**Challenge**
Return the entries below in their exact form, leaving the pictures out.

**Dataset**
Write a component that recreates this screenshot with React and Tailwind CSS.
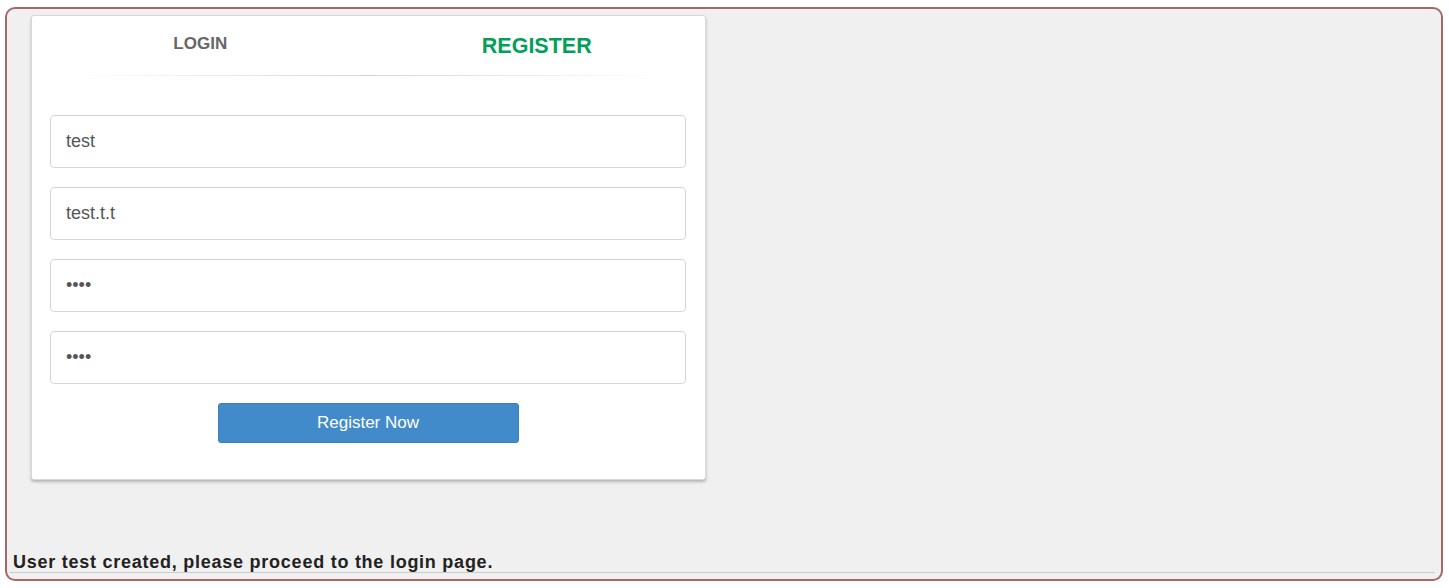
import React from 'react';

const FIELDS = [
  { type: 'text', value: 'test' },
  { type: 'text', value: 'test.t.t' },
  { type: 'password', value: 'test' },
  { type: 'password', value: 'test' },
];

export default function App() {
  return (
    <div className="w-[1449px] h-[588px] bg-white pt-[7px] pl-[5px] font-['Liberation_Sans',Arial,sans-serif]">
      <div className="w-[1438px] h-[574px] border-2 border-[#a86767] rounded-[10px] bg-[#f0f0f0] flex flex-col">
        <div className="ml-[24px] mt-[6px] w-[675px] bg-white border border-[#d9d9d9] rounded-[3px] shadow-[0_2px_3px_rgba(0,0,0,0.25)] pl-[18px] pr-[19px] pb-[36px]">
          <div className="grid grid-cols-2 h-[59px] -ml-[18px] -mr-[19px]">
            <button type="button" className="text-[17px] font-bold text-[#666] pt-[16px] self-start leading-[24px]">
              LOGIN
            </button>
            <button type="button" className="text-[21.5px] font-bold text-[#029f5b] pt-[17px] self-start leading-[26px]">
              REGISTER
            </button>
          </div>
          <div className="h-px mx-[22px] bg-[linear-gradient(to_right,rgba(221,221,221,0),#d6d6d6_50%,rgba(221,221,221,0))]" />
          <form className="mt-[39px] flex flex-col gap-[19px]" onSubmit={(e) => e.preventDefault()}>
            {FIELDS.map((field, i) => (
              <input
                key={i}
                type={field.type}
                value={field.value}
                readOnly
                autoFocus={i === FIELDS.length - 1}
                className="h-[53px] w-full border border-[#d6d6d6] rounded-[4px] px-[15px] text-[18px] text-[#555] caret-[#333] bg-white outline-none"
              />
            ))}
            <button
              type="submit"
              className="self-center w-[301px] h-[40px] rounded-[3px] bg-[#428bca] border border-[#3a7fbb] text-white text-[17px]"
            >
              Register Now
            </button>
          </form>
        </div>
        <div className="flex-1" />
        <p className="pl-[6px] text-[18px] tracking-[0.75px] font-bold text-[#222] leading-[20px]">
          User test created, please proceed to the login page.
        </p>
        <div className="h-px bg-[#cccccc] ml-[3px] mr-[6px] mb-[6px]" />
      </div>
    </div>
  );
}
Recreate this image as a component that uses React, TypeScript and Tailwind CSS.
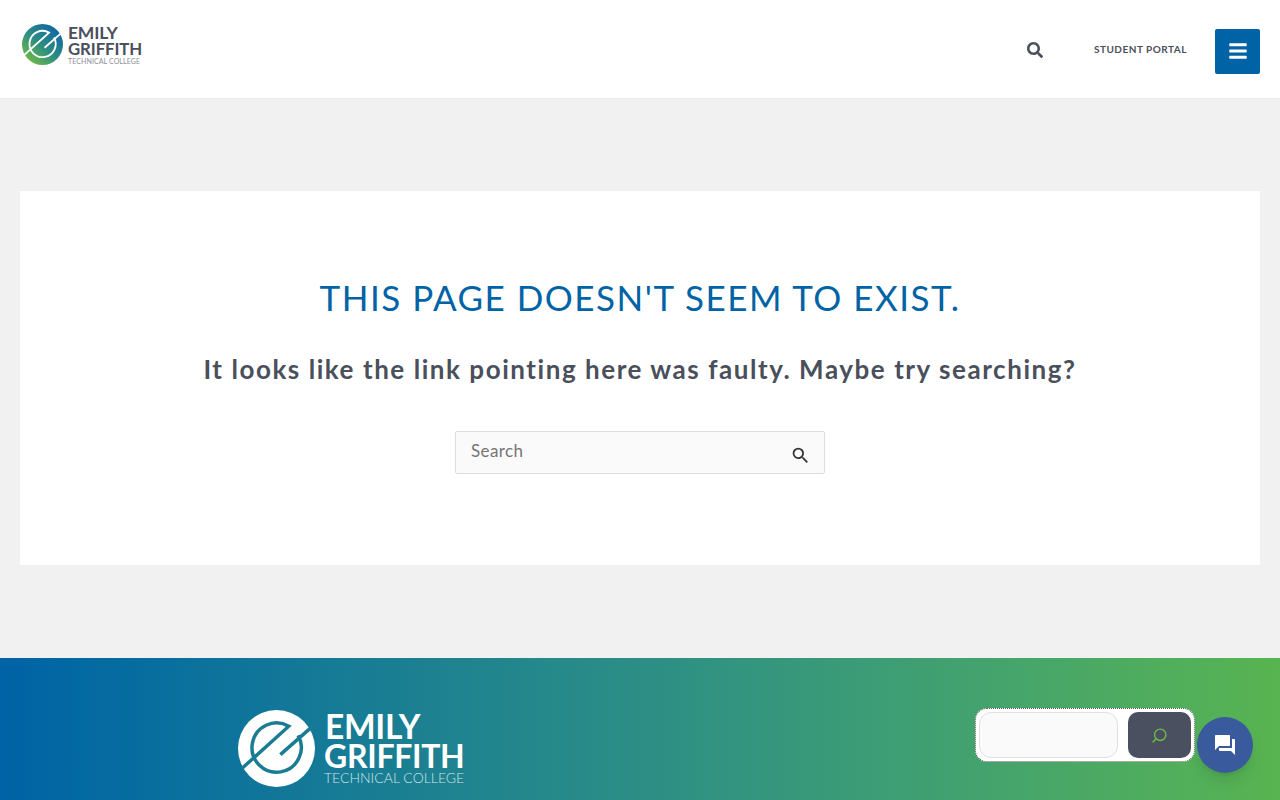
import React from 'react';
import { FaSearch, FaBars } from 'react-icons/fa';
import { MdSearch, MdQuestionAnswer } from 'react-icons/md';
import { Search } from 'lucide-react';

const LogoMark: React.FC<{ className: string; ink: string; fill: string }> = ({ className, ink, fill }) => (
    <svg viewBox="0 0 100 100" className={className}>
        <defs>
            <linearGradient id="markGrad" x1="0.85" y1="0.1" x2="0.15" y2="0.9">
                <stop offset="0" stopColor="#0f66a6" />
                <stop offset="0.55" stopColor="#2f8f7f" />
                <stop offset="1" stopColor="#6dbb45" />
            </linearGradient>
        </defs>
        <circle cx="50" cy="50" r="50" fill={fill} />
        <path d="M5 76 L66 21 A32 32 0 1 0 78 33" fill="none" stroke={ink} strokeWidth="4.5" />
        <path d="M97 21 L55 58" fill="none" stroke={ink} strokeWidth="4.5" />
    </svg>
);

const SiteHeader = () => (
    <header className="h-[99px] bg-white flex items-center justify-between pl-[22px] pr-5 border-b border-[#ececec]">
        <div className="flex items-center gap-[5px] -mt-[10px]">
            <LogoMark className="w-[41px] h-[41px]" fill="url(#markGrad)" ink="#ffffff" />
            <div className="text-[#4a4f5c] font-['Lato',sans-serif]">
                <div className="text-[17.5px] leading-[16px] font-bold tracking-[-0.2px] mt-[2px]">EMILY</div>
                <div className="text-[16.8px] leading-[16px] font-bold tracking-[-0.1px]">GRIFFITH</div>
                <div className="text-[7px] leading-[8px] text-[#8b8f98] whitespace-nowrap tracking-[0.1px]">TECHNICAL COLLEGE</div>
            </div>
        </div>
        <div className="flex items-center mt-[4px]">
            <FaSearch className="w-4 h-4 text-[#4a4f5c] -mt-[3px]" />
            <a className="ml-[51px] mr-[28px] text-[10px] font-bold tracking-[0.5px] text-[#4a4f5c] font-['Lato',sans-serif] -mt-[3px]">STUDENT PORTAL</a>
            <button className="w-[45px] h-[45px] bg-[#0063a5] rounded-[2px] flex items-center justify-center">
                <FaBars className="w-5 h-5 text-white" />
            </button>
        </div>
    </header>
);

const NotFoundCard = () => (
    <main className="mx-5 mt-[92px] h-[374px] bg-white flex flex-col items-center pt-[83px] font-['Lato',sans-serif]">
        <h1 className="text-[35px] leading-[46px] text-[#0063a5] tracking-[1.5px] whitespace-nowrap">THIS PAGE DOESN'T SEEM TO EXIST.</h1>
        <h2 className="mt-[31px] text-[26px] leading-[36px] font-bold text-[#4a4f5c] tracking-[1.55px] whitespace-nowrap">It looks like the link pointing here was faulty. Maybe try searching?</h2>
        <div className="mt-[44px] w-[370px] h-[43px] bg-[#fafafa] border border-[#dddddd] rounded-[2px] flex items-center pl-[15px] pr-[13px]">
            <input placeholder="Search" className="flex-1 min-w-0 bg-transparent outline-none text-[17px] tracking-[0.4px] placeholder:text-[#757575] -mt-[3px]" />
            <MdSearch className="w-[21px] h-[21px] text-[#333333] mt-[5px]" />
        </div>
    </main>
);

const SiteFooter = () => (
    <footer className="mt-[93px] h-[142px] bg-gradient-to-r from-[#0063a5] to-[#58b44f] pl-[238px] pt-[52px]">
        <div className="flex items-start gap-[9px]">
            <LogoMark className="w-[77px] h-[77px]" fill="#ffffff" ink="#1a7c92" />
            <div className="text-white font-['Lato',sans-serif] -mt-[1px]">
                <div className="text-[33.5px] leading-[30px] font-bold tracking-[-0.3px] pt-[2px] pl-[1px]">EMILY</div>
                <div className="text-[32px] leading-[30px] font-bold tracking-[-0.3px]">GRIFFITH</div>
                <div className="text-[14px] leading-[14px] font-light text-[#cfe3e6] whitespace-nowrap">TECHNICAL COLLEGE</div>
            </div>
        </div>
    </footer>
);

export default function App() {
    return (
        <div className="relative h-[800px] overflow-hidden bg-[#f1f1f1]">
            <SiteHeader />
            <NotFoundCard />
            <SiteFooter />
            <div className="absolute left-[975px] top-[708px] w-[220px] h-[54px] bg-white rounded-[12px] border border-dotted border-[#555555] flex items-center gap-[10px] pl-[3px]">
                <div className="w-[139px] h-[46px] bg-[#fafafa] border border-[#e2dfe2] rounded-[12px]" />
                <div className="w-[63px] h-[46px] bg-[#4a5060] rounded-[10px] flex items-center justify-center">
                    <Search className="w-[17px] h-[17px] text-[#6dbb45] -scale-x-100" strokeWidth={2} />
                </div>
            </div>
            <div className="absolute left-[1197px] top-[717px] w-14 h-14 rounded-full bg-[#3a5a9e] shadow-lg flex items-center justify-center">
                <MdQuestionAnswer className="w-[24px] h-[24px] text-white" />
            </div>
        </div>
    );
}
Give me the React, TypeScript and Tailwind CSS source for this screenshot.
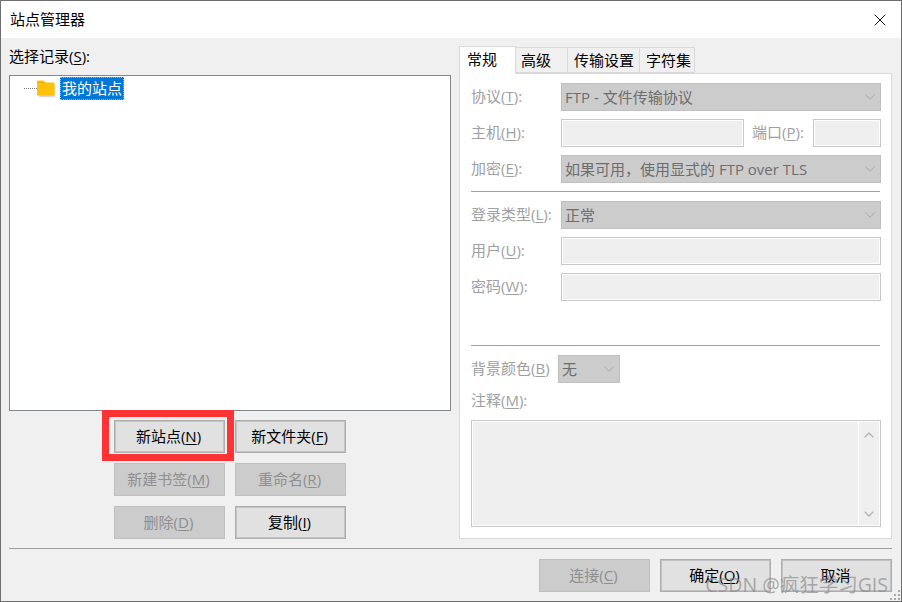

**Reply to the task**
Write a component that recreates this screenshot with React and Tailwind CSS.
import React from 'react';

const FIELDS = [
  { type: 'text', value: 'test' },
  { type: 'text', value: 'test.t.t' },
  { type: 'password', value: 'test' },
  { type: 'password', value: 'test' },
];

export default function App() {
  return (
    <div className="w-[1449px] h-[588px] bg-white pt-[7px] pl-[5px] font-['Liberation_Sans',Arial,sans-serif]">
      <div className="w-[1438px] h-[574px] border-2 border-[#a86767] rounded-[10px] bg-[#f0f0f0] flex flex-col">
        <div className="ml-[24px] mt-[6px] w-[675px] bg-white border border-[#d9d9d9] rounded-[3px] shadow-[0_2px_3px_rgba(0,0,0,0.25)] pl-[18px] pr-[19px] pb-[36px]">
          <div className="grid grid-cols-2 h-[59px] -ml-[18px] -mr-[19px]">
            <button type="button" className="text-[17px] font-bold text-[#666] pt-[16px] self-start leading-[24px]">
              LOGIN
            </button>
            <button type="button" className="text-[21.5px] font-bold text-[#029f5b] pt-[17px] self-start leading-[26px]">
              REGISTER
            </button>
          </div>
          <div className="h-px mx-[22px] bg-[linear-gradient(to_right,rgba(221,221,221,0),#d6d6d6_50%,rgba(221,221,221,0))]" />
          <form className="mt-[39px] flex flex-col gap-[19px]" onSubmit={(e) => e.preventDefault()}>
            {FIELDS.map((field, i) => (
              <input
                key={i}
                type={field.type}
                value={field.value}
                readOnly
                autoFocus={i === FIELDS.length - 1}
                className="h-[53px] w-full border border-[#d6d6d6] rounded-[4px] px-[15px] text-[18px] text-[#555] caret-[#333] bg-white outline-none"
              />
            ))}
            <button
              type="submit"
              className="self-center w-[301px] h-[40px] rounded-[3px] bg-[#428bca] border border-[#3a7fbb] text-white text-[17px]"
            >
              Register Now
            </button>
          </form>
        </div>
        <div className="flex-1" />
        <p className="pl-[6px] text-[18px] tracking-[0.75px] font-bold text-[#222] leading-[20px]">
          User test created, please proceed to the login page.
        </p>
        <div className="h-px bg-[#cccccc] ml-[3px] mr-[6px] mb-[6px]" />
      </div>
    </div>
  );
}
Recreate this image as a component that uses React, TypeScript and Tailwind CSS.
import React from 'react';
import { FaSearch, FaBars } from 'react-icons/fa';
import { MdSearch, MdQuestionAnswer } from 'react-icons/md';
import { Search } from 'lucide-react';

const LogoMark: React.FC<{ className: string; ink: string; fill: string }> = ({ className, ink, fill }) => (
    <svg viewBox="0 0 100 100" className={className}>
        <defs>
            <linearGradient id="markGrad" x1="0.85" y1="0.1" x2="0.15" y2="0.9">
                <stop offset="0" stopColor="#0f66a6" />
                <stop offset="0.55" stopColor="#2f8f7f" />
                <stop offset="1" stopColor="#6dbb45" />
            </linearGradient>
        </defs>
        <circle cx="50" cy="50" r="50" fill={fill} />
        <path d="M5 76 L66 21 A32 32 0 1 0 78 33" fill="none" stroke={ink} strokeWidth="4.5" />
        <path d="M97 21 L55 58" fill="none" stroke={ink} strokeWidth="4.5" />
    </svg>
);

const SiteHeader = () => (
    <header className="h-[99px] bg-white flex items-center justify-between pl-[22px] pr-5 border-b border-[#ececec]">
        <div className="flex items-center gap-[5px] -mt-[10px]">
            <LogoMark className="w-[41px] h-[41px]" fill="url(#markGrad)" ink="#ffffff" />
            <div className="text-[#4a4f5c] font-['Lato',sans-serif]">
                <div className="text-[17.5px] leading-[16px] font-bold tracking-[-0.2px] mt-[2px]">EMILY</div>
                <div className="text-[16.8px] leading-[16px] font-bold tracking-[-0.1px]">GRIFFITH</div>
                <div className="text-[7px] leading-[8px] text-[#8b8f98] whitespace-nowrap tracking-[0.1px]">TECHNICAL COLLEGE</div>
            </div>
        </div>
        <div className="flex items-center mt-[4px]">
            <FaSearch className="w-4 h-4 text-[#4a4f5c] -mt-[3px]" />
            <a className="ml-[51px] mr-[28px] text-[10px] font-bold tracking-[0.5px] text-[#4a4f5c] font-['Lato',sans-serif] -mt-[3px]">STUDENT PORTAL</a>
            <button className="w-[45px] h-[45px] bg-[#0063a5] rounded-[2px] flex items-center justify-center">
                <FaBars className="w-5 h-5 text-white" />
            </button>
        </div>
    </header>
);

const NotFoundCard = () => (
    <main className="mx-5 mt-[92px] h-[374px] bg-white flex flex-col items-center pt-[83px] font-['Lato',sans-serif]">
        <h1 className="text-[35px] leading-[46px] text-[#0063a5] tracking-[1.5px] whitespace-nowrap">THIS PAGE DOESN'T SEEM TO EXIST.</h1>
        <h2 className="mt-[31px] text-[26px] leading-[36px] font-bold text-[#4a4f5c] tracking-[1.55px] whitespace-nowrap">It looks like the link pointing here was faulty. Maybe try searching?</h2>
        <div className="mt-[44px] w-[370px] h-[43px] bg-[#fafafa] border border-[#dddddd] rounded-[2px] flex items-center pl-[15px] pr-[13px]">
            <input placeholder="Search" className="flex-1 min-w-0 bg-transparent outline-none text-[17px] tracking-[0.4px] placeholder:text-[#757575] -mt-[3px]" />
            <MdSearch className="w-[21px] h-[21px] text-[#333333] mt-[5px]" />
        </div>
    </main>
);

const SiteFooter = () => (
    <footer className="mt-[93px] h-[142px] bg-gradient-to-r from-[#0063a5] to-[#58b44f] pl-[238px] pt-[52px]">
        <div className="flex items-start gap-[9px]">
            <LogoMark className="w-[77px] h-[77px]" fill="#ffffff" ink="#1a7c92" />
            <div className="text-white font-['Lato',sans-serif] -mt-[1px]">
                <div className="text-[33.5px] leading-[30px] font-bold tracking-[-0.3px] pt-[2px] pl-[1px]">EMILY</div>
                <div className="text-[32px] leading-[30px] font-bold tracking-[-0.3px]">GRIFFITH</div>
                <div className="text-[14px] leading-[14px] font-light text-[#cfe3e6] whitespace-nowrap">TECHNICAL COLLEGE</div>
            </div>
        </div>
    </footer>
);

export default function App() {
    return (
        <div className="relative h-[800px] overflow-hidden bg-[#f1f1f1]">
            <SiteHeader />
            <NotFoundCard />
            <SiteFooter />
            <div className="absolute left-[975px] top-[708px] w-[220px] h-[54px] bg-white rounded-[12px] border border-dotted border-[#555555] flex items-center gap-[10px] pl-[3px]">
                <div className="w-[139px] h-[46px] bg-[#fafafa] border border-[#e2dfe2] rounded-[12px]" />
                <div className="w-[63px] h-[46px] bg-[#4a5060] rounded-[10px] flex items-center justify-center">
                    <Search className="w-[17px] h-[17px] text-[#6dbb45] -scale-x-100" strokeWidth={2} />
                </div>
            </div>
            <div className="absolute left-[1197px] top-[717px] w-14 h-14 rounded-full bg-[#3a5a9e] shadow-lg flex items-center justify-center">
                <MdQuestionAnswer className="w-[24px] h-[24px] text-white" />
            </div>
        </div>
    );
}
Give me the React, TypeScript and Tailwind CSS source for this screenshot.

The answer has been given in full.